Quick Answer
The Final Fantasy TCG is a well-designed card game with exceptional artwork that covers the entire Final Fantasy franchise from the original 1987 NES game through to Final Fantasy XVI. It is available in Australia, the game itself is genuinely strong, but the local competitive scene is smaller than its quality deserves. If the franchise matters to you, it is worth starting. If you need a large Australian community, set expectations accordingly.
The Breadth of This Card Pool
Most TCGs draw on one game or one ongoing story. The Final Fantasy TCG draws on over three decades and sixteen mainline entries, plus spin-offs like Tactics, Stranger of Paradise, Crisis Core, and Lightning Returns. Cloud Strife, Terra Branford, Tidus, Lightning, Noctis, Clive Rosfield, and dozens of other iconic characters all exist in the same card pool.
This creates a genuinely unusual collecting experience. Fans of specific Final Fantasy games can build decks celebrating their favourite entries. A Final Fantasy VII player can build a deck centred on the Cloud, Tifa, Aerith, and Sephiroth cards from across multiple sets. A Final Fantasy IX player has Zidane, Vivi, Garnet, and Steiner available. The game rewards franchise knowledge in a way that most TCGs cannot, because the mechanics of individual characters often reference their in-game abilities.

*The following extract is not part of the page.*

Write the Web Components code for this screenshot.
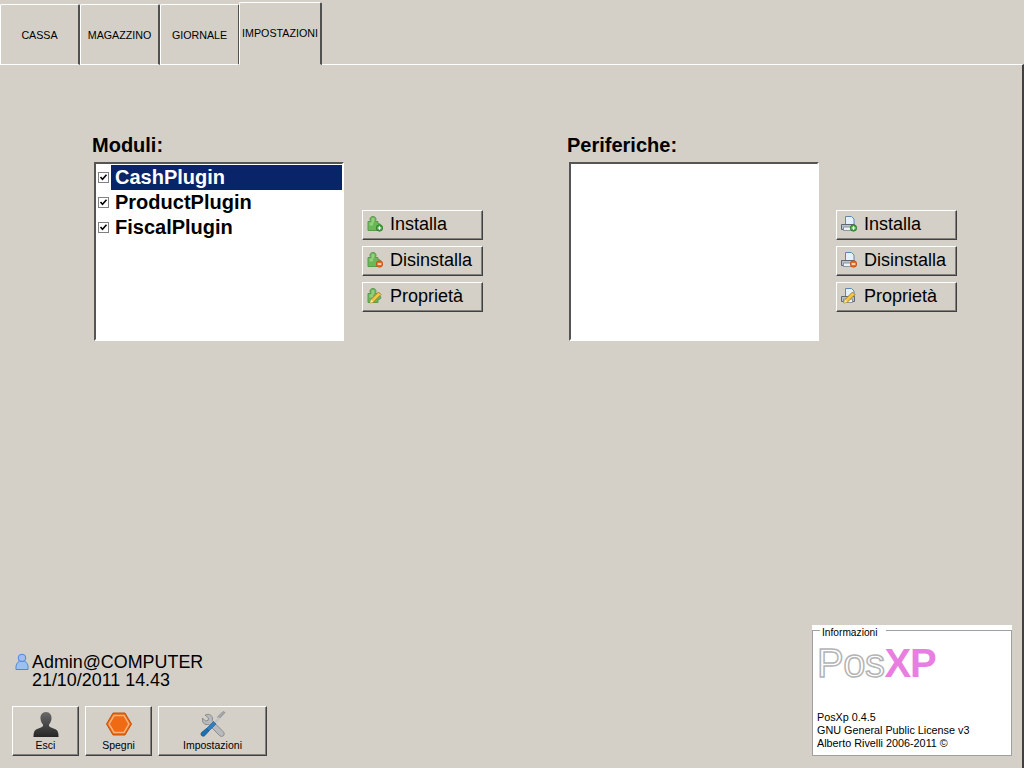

Sephiroth cards tend to have direct damage and removal effects. Terra Branford cards often involve magic escalation. Tidus cards have effects tied to momentum and flow, which fits his water and speed themes. This is not accidental. Square Enix has been careful to make the card designs feel like the characters.
How the Game Works
FFTCG uses three main card types in your deck alongside your starting hand of five.
Forwards are your fighters on the field. Each Forward has a Power value and a cost in Element. Forwards attack opposing Forwards or deal direct damage to the opponent. When a Forward is dealt damage exceeding its Power value, it is broken and sent to the Break Zone.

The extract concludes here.